Ao pedir o levantamento do efeito suspensivo automático, a ADRA invocou a sua incapacidade para manter, por si, as infra-estruturas em causa. E essa sua afirmação é logo credibilizada pela própria abertura do concurso.
E é também óbvio que a necessidade de permanentemente se dispor de serviços de vigilância e de manutenção dos equipamentos aponta imediatamente para a conveniência de se levantar tal efeito – como o TCA decidiu, sopesando os contrapostos interesses em presença.
Só assim não seria se – como disse o Mm.º Juiz do TAF – considerássemos equilibrado que a ADRA, «medio tempore», se limitasse a contratar terceiros para a execução casuística de serviços de manutenção. Mas o TCA não foi por aí e cremos que bem; pois o alvitre do TAF – multiplicador de contratantes e resolutivo do que é «obscurus per obscurius» – não parece razoável nem reclama adesão.

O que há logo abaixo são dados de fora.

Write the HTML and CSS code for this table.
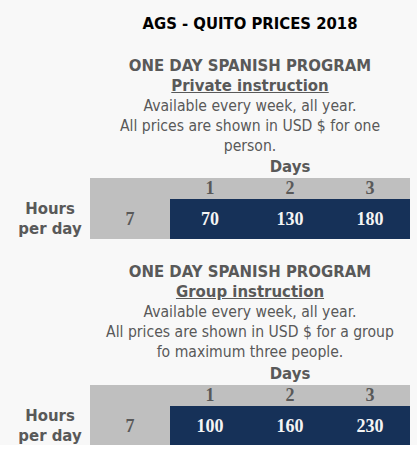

Aliás, na base dessa ideia do TAF está o reconhecimento de que os equipamentos da ADRA têm mesmo de ser mantidos enquanto a lide não se resolver. Mas se assim é, não se discerne em que medida os interesses da aqui recorrente seriam mais afectados por tal manutenção ser assegurada pela vencedora do concurso, em vez de sê-lo por qualquer terceiro contratado «ad hoc». Afinal, e em ambos os casos, tudo redunda no mesmo – num hipotético surgimento de responsabilidades indemnizatórias, dependentes do êxito da acção principal.
Assim, ao privilegiar um desfecho que garante as melhores condições para uma boa prestação da actividade da recorrida – e esse é o exacto ponto onde se localiza o interesse público – o aresto «sub specie mostra-se acertado «prima facie», sendo desnecessário revê-lo.
Por outro lado, o litígio recai num domínio incidental, sem que no recurso se coloque qualquer dúvida séria sobre a compreensão e a extensão de algum conceito jurídico relevante.
Pelo que deve prevalecer, «in hoc casu», a regra da excepcionalidade das revistas.

Nestes termos, acordam em não admitir a revista.
Custas pela recorrente.

Lisboa, 2 de Julho de 2020. - Madeira dos Santos (relator) - Teresa de Sousa - Carlos Carvalho.